┌──

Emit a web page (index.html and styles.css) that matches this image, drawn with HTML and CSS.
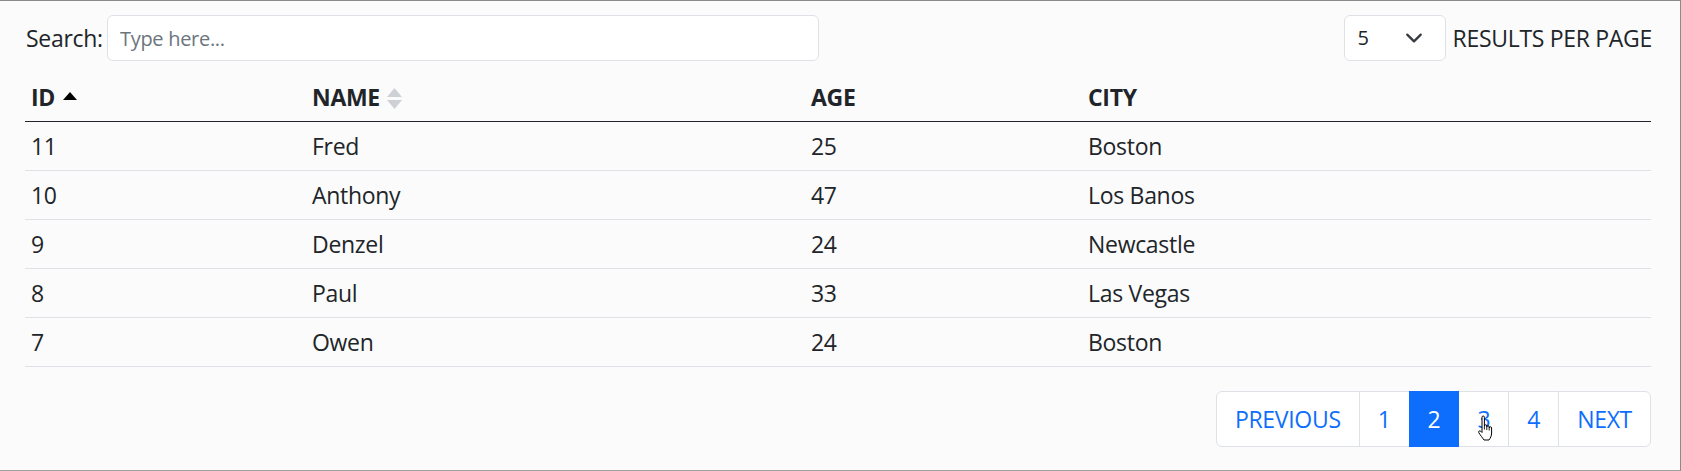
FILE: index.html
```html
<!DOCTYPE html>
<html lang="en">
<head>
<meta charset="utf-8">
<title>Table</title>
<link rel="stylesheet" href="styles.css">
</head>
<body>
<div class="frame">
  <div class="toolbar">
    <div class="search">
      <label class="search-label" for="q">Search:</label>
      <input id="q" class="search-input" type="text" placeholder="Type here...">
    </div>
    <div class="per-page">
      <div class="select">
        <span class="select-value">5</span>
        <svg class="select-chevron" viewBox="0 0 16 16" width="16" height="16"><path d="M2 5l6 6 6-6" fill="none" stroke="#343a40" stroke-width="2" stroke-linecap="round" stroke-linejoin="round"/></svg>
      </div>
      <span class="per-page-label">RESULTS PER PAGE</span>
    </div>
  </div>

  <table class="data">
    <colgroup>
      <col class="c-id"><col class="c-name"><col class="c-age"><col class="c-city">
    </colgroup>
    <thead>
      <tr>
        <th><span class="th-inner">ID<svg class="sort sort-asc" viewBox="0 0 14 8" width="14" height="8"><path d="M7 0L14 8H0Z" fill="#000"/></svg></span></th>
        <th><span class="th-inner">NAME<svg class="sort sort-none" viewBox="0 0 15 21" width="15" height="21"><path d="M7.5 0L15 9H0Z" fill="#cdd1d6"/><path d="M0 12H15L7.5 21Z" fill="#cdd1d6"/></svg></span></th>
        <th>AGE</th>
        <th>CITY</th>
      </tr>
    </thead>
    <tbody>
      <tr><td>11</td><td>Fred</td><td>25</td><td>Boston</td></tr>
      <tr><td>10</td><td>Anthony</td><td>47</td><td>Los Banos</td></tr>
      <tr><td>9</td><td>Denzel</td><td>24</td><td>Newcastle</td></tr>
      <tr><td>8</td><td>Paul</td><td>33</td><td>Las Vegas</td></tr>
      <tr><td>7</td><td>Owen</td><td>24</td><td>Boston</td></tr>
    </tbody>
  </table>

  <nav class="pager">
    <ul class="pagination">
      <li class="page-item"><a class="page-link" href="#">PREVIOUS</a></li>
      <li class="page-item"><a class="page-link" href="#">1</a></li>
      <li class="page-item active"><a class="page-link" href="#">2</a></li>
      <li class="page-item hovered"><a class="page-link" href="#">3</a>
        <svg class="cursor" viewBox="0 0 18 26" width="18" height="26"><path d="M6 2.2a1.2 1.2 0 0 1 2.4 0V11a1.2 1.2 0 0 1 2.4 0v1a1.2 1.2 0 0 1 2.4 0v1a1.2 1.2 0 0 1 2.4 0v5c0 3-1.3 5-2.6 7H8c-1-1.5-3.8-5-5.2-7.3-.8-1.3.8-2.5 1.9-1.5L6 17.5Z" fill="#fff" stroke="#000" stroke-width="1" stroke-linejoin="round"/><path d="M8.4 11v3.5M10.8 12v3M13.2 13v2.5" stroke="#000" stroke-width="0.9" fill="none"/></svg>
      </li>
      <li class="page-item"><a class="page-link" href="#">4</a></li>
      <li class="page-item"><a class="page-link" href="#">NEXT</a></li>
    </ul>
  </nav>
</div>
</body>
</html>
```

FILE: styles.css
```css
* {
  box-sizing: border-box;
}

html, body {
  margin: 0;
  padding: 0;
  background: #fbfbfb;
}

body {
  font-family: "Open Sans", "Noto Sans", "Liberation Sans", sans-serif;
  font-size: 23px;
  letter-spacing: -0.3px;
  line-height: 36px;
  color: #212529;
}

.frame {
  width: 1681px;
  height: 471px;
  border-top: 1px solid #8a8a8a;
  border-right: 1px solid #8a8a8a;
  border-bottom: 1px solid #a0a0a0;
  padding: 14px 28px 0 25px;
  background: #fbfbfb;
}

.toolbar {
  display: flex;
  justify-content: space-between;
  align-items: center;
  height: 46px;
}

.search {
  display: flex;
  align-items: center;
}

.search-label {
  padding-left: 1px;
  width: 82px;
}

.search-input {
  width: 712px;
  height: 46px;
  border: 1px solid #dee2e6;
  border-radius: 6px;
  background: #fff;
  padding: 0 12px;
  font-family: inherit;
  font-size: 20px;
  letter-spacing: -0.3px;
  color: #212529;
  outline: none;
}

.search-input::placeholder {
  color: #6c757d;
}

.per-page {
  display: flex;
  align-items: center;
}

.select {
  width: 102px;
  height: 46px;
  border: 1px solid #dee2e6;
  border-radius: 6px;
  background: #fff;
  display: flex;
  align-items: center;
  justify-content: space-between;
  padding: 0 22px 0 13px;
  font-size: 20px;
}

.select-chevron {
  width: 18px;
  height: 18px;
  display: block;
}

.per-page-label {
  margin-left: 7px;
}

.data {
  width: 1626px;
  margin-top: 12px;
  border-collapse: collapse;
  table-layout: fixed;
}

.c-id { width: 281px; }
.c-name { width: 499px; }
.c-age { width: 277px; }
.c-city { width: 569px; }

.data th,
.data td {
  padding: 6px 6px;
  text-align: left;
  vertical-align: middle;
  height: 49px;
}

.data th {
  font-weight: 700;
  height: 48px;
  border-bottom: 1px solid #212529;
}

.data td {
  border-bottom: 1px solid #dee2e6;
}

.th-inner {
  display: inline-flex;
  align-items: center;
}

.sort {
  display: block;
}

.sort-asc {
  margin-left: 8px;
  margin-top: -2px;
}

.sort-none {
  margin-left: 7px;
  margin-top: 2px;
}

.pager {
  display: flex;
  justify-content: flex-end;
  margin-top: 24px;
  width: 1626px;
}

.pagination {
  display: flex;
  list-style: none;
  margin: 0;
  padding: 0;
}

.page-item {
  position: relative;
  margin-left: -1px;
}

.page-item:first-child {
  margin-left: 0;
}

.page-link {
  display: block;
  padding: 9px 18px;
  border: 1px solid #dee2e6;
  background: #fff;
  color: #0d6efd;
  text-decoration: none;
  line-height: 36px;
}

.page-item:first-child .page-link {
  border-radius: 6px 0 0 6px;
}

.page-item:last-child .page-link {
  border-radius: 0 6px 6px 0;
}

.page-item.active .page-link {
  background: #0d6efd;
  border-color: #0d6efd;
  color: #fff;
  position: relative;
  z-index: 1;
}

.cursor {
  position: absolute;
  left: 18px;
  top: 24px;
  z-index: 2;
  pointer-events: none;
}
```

└──

• **Objective**
Write the lines above out again exactly, without any of their pictures.

• **Result**
Emit a web page (index.html and styles.css) that matches this image, drawn with HTML and CSS.
FILE: index.html
```html
<!DOCTYPE html>
<html lang="en">
<head>
<meta charset="utf-8">
<title>Table</title>
<link rel="stylesheet" href="styles.css">
</head>
<body>
<div class="frame">
  <div class="toolbar">
    <div class="search">
      <label class="search-label" for="q">Search:</label>
      <input id="q" class="search-input" type="text" placeholder="Type here...">
    </div>
    <div class="per-page">
      <div class="select">
        <span class="select-value">5</span>
        <svg class="select-chevron" viewBox="0 0 16 16" width="16" height="16"><path d="M2 5l6 6 6-6" fill="none" stroke="#343a40" stroke-width="2" stroke-linecap="round" stroke-linejoin="round"/></svg>
      </div>
      <span class="per-page-label">RESULTS PER PAGE</span>
    </div>
  </div>

  <table class="data">
    <colgroup>
      <col class="c-id"><col class="c-name"><col class="c-age"><col class="c-city">
    </colgroup>
    <thead>
      <tr>
        <th><span class="th-inner">ID<svg class="sort sort-asc" viewBox="0 0 14 8" width="14" height="8"><path d="M7 0L14 8H0Z" fill="#000"/></svg></span></th>
        <th><span class="th-inner">NAME<svg class="sort sort-none" viewBox="0 0 15 21" width="15" height="21"><path d="M7.5 0L15 9H0Z" fill="#cdd1d6"/><path d="M0 12H15L7.5 21Z" fill="#cdd1d6"/></svg></span></th>
        <th>AGE</th>
        <th>CITY</th>
      </tr>
    </thead>
    <tbody>
      <tr><td>11</td><td>Fred</td><td>25</td><td>Boston</td></tr>
      <tr><td>10</td><td>Anthony</td><td>47</td><td>Los Banos</td></tr>
      <tr><td>9</td><td>Denzel</td><td>24</td><td>Newcastle</td></tr>
      <tr><td>8</td><td>Paul</td><td>33</td><td>Las Vegas</td></tr>
      <tr><td>7</td><td>Owen</td><td>24</td><td>Boston</td></tr>
    </tbody>
  </table>

  <nav class="pager">
    <ul class="pagination">
      <li class="page-item"><a class="page-link" href="#">PREVIOUS</a></li>
      <li class="page-item"><a class="page-link" href="#">1</a></li>
      <li class="page-item active"><a class="page-link" href="#">2</a></li>
      <li class="page-item hovered"><a class="page-link" href="#">3</a>
        <svg class="cursor" viewBox="0 0 18 26" width="18" height="26"><path d="M6 2.2a1.2 1.2 0 0 1 2.4 0V11a1.2 1.2 0 0 1 2.4 0v1a1.2 1.2 0 0 1 2.4 0v1a1.2 1.2 0 0 1 2.4 0v5c0 3-1.3 5-2.6 7H8c-1-1.5-3.8-5-5.2-7.3-.8-1.3.8-2.5 1.9-1.5L6 17.5Z" fill="#fff" stroke="#000" stroke-width="1" stroke-linejoin="round"/><path d="M8.4 11v3.5M10.8 12v3M13.2 13v2.5" stroke="#000" stroke-width="0.9" fill="none"/></svg>
      </li>
      <li class="page-item"><a class="page-link" href="#">4</a></li>
      <li class="page-item"><a class="page-link" href="#">NEXT</a></li>
    </ul>
  </nav>
</div>
</body>
</html>
```

FILE: styles.css
```css
* {
  box-sizing: border-box;
}

html, body {
  margin: 0;
  padding: 0;
  background: #fbfbfb;
}

body {
  font-family: "Open Sans", "Noto Sans", "Liberation Sans", sans-serif;
  font-size: 23px;
  letter-spacing: -0.3px;
  line-height: 36px;
  color: #212529;
}

.frame {
  width: 1681px;
  height: 471px;
  border-top: 1px solid #8a8a8a;
  border-right: 1px solid #8a8a8a;
  border-bottom: 1px solid #a0a0a0;
  padding: 14px 28px 0 25px;
  background: #fbfbfb;
}

.toolbar {
  display: flex;
  justify-content: space-between;
  align-items: center;
  height: 46px;
}

.search {
  display: flex;
  align-items: center;
}

.search-label {
  padding-left: 1px;
  width: 82px;
}

.search-input {
  width: 712px;
  height: 46px;
  border: 1px solid #dee2e6;
  border-radius: 6px;
  background: #fff;
  padding: 0 12px;
  font-family: inherit;
  font-size: 20px;
  letter-spacing: -0.3px;
  color: #212529;
  outline: none;
}

.search-input::placeholder {
  color: #6c757d;
}

.per-page {
  display: flex;
  align-items: center;
}

.select {
  width: 102px;
  height: 46px;
  border: 1px solid #dee2e6;
  border-radius: 6px;
  background: #fff;
  display: flex;
  align-items: center;
  justify-content: space-between;
  padding: 0 22px 0 13px;
  font-size: 20px;
}

.select-chevron {
  width: 18px;
  height: 18px;
  display: block;
}

.per-page-label {
  margin-left: 7px;
}

.data {
  width: 1626px;
  margin-top: 12px;
  border-collapse: collapse;
  table-layout: fixed;
}

.c-id { width: 281px; }
.c-name { width: 499px; }
.c-age { width: 277px; }
.c-city { width: 569px; }

.data th,
.data td {
  padding: 6px 6px;
  text-align: left;
  vertical-align: middle;
  height: 49px;
}

.data th {
  font-weight: 700;
  height: 48px;
  border-bottom: 1px solid #212529;
}

.data td {
  border-bottom: 1px solid #dee2e6;
}

.th-inner {
  display: inline-flex;
  align-items: center;
}

.sort {
  display: block;
}

.sort-asc {
  margin-left: 8px;
  margin-top: -2px;
}

.sort-none {
  margin-left: 7px;
  margin-top: 2px;
}

.pager {
  display: flex;
  justify-content: flex-end;
  margin-top: 24px;
  width: 1626px;
}

.pagination {
  display: flex;
  list-style: none;
  margin: 0;
  padding: 0;
}

.page-item {
  position: relative;
  margin-left: -1px;
}

.page-item:first-child {
  margin-left: 0;
}

.page-link {
  display: block;
  padding: 9px 18px;
  border: 1px solid #dee2e6;
  background: #fff;
  color: #0d6efd;
  text-decoration: none;
  line-height: 36px;
}

.page-item:first-child .page-link {
  border-radius: 6px 0 0 6px;
}

.page-item:last-child .page-link {
  border-radius: 0 6px 6px 0;
}

.page-item.active .page-link {
  background: #0d6efd;
  border-color: #0d6efd;
  color: #fff;
  position: relative;
  z-index: 1;
}

.cursor {
  position: absolute;
  left: 18px;
  top: 24px;
  z-index: 2;
  pointer-events: none;
}
```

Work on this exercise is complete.